Q: What are the aggregate city-level effects on female LFP? A: In a difference-in-differences design using cross-city variation in female federal worker exposure before and after WWI, a 1 SD increase in city-level exposure raises aggregate female LFP by 0.9–1.0 percentage points, with no effect on male LFP. The effect is persistent through 1940 and city-level exposure is uncorrelated with female LFP prior to WWI. A back-of-envelope calculation implies each additional female wartime entrant generated approximately 2.4 additional women entering the broader workforce — a social multiplier.

Q: Is there evidence of horizontal (non-family) transmission? A: Yes. The aggregate LFP gains are concentrated almost entirely in census enumeration districts where female wartime civil servants resided; neighboring districts without female entrants do not see comparable gains. Cities with greater increases in female federal employees also experienced faster growth in women’s club memberships, with this pattern appearing only after WWI and coinciding with the rise in female LFP. Both findings are consistent with social learning operating through residential proximity and community networks.

Q: How robust are the results to potential selection bias from imperfect census linking? A: The propensity of a civil servant’s child to be linked to the 1940 Census is — conditional on city and department fixed effects — uncorrelated with the parental exposure measure. The authors apply inverse probability weighting (IPW) to ensure the matched sample is balanced on baseline characteristics, and results remain virtually identical. Estimates are also stable across different linking strategies individually.

Q: What instrumental variable strategy is used and what does it find? A: The authors instrument for office-level female share change using the interaction of the 1915 clerical workforce share and an indicator for war-related departments — a pre-determined source of variation in the capacity and demand for female clerical workers. The IV estimates are consistent with the OLS main specification: parental exposure to female co-workers closes the children’s gender LFP gap.

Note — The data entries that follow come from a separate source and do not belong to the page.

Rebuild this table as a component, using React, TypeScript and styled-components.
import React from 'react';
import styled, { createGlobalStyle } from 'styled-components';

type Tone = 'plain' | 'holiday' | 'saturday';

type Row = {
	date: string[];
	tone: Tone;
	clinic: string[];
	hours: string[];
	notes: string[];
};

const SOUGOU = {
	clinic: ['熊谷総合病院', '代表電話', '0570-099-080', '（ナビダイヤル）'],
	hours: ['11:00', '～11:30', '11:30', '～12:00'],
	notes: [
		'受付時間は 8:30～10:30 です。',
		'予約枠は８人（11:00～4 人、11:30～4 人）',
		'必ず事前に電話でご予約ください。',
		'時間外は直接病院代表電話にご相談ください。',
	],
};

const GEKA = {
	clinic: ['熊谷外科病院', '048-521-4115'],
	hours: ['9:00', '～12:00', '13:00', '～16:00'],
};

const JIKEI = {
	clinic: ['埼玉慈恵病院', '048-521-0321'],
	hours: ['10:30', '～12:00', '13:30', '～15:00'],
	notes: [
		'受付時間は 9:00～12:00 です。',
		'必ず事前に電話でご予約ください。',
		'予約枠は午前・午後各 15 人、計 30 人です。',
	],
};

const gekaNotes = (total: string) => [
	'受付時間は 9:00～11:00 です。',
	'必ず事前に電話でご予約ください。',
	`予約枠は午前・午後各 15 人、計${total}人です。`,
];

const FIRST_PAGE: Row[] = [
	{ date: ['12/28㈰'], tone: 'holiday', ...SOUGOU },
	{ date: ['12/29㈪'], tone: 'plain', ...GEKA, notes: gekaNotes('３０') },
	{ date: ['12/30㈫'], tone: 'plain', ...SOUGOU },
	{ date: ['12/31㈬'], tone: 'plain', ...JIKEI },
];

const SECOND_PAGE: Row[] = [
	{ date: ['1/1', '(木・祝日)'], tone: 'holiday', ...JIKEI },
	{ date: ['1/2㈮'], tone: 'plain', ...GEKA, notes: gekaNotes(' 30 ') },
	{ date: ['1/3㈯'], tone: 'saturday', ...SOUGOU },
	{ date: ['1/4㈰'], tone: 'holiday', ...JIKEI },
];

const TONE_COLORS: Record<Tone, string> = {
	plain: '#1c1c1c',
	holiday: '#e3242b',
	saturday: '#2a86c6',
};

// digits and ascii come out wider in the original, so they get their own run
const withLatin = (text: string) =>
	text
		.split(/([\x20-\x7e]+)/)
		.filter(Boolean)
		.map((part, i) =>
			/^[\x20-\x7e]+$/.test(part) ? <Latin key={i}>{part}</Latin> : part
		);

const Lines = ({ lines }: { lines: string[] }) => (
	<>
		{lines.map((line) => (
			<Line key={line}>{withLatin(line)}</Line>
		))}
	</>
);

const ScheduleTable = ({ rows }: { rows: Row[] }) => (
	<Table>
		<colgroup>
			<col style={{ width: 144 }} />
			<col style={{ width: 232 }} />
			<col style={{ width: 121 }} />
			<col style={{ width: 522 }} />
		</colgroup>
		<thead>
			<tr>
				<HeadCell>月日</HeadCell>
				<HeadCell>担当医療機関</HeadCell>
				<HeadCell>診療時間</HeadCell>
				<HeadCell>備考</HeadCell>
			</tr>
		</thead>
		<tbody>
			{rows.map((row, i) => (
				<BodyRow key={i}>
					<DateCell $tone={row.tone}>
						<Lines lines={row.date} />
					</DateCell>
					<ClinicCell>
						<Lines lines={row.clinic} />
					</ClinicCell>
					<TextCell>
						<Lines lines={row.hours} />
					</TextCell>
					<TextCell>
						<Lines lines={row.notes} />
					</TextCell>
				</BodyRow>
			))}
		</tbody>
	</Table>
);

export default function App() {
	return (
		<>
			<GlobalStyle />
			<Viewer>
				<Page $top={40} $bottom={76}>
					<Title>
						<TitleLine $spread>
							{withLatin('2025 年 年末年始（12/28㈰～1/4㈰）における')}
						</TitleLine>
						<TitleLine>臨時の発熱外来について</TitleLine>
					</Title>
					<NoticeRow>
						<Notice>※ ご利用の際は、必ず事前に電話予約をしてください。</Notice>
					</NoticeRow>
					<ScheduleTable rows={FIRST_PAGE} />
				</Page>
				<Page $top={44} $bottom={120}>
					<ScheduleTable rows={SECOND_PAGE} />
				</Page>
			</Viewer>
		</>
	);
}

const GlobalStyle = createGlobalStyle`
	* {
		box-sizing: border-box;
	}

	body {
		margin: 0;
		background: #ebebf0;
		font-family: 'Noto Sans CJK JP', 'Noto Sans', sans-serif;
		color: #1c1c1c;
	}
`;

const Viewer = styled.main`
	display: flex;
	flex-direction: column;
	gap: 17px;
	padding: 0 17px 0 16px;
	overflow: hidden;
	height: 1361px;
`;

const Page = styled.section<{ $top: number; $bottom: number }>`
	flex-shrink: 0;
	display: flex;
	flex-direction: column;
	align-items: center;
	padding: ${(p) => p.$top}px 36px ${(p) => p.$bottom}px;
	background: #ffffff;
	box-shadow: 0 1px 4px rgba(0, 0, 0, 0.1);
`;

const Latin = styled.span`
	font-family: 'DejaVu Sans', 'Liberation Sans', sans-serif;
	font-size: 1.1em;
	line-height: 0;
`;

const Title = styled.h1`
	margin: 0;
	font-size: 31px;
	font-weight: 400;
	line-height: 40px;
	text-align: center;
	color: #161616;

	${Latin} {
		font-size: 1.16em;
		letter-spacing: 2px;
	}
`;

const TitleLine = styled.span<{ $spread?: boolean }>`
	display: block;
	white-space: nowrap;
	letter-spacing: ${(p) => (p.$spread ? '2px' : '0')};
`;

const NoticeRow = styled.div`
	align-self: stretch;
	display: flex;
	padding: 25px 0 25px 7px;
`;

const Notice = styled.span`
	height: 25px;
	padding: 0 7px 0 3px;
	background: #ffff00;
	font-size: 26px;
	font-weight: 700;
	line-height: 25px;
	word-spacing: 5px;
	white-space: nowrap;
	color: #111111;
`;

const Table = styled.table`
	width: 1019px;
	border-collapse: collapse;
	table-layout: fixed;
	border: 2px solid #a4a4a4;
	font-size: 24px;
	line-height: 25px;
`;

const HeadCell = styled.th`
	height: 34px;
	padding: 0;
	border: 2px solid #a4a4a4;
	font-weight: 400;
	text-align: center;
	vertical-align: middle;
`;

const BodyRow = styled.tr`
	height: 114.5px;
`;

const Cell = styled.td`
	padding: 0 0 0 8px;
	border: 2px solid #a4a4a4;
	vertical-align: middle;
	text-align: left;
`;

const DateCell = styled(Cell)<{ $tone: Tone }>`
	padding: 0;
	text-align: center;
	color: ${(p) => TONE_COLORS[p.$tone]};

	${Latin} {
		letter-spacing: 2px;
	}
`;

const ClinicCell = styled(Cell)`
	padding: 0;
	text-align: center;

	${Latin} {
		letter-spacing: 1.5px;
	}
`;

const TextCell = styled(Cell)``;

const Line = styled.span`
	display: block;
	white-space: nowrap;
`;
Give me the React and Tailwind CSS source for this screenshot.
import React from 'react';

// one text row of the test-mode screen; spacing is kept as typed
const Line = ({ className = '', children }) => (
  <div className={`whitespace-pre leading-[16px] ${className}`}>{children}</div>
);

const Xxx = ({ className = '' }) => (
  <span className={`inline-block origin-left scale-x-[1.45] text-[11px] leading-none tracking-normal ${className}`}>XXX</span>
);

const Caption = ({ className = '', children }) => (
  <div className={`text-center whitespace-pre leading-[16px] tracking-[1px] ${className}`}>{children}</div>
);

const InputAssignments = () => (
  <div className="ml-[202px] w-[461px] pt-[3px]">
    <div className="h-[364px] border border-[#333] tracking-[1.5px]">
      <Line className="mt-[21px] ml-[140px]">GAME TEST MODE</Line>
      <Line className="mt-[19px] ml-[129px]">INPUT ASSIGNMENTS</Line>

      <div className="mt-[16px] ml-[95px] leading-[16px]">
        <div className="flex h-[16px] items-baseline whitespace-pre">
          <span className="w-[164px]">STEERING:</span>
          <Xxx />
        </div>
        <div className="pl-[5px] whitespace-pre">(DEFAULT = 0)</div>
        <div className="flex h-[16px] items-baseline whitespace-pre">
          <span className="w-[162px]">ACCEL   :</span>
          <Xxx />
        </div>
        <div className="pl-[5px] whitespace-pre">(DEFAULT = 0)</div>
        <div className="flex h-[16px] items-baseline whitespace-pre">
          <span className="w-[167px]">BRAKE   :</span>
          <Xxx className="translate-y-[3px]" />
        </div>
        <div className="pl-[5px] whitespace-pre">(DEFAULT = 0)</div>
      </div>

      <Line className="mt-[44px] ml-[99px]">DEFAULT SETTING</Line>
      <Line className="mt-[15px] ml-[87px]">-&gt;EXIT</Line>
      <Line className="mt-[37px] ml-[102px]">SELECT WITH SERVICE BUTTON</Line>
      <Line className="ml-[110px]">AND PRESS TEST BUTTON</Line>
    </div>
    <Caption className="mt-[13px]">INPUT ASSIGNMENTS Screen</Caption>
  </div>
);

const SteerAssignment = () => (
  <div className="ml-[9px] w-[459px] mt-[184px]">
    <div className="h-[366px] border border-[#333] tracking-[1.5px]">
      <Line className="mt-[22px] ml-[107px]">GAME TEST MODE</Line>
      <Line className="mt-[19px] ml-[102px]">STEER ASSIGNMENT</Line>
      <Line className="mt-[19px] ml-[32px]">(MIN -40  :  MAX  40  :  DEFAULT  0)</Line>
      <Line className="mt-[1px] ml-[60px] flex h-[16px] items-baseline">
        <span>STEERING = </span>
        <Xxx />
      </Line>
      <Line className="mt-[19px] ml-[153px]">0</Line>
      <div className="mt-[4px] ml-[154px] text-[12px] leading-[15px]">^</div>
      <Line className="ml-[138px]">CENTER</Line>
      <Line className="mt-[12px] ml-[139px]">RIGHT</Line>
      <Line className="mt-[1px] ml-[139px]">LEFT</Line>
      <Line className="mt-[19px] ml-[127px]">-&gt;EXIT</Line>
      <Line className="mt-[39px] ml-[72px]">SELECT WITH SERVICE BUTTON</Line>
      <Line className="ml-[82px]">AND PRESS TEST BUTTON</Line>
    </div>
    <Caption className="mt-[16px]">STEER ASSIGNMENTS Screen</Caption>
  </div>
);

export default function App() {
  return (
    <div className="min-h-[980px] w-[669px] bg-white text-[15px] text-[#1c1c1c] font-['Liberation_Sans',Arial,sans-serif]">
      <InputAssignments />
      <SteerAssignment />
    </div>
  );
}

Q: What is the policy implication regarding public sector hiring? A: The paper suggests that increasing gender representation within public sector employment can have labor market implications that extend well beyond the organization itself — across generations through vertical intergenerational transmission and across the broader community through horizontal social spillovers. The findings imply that public sector diversity policies can serve as a lever for broader, persistent reductions in gender gaps in the private labor market.

Office-level exposure: The city-by-department measure of the change in female share of civil servants between 1915 and 1919, capturing the granular intensity of each workplace unit’s contact with wartime female entrants; the interquartile range across offices is approximately 10 percentage points.

Intergenerational gender gap in LFP: The difference in labor force participation rates between daughters and sons of incumbent civil servants measured in 1940 adulthood, used as the primary outcome to capture whether parental workplace exposure transmits to children’s labor supply decisions.

Vertical transmission: The intergenerational channel through which exposed parents — identified here primarily as fathers, including those without working wives — convey changed attitudes or information about female work to their children, closing the gender LFP gap.

Horizontal transmission: The community-level channel through which the increased presence of female civil servants in a city spreads changed norms or information about women’s work to women who are not daughters of exposed co-workers, operating through residential proximity and social networks such as women’s clubs.

Social multiplier: The amplification of the direct effect of hiring female workers through behavioral spillovers; the authors’ back-of-envelope calculation estimates that each additional female wartime civil service entrant generated approximately 2.4 additional women entering the workforce.

Formative years: The period of adolescence during which children are argued to be most malleable in forming preferences and beliefs; exposure effects in this paper are concentrated among children who were teenagers at the time of parental exposure, with older children showing little effect.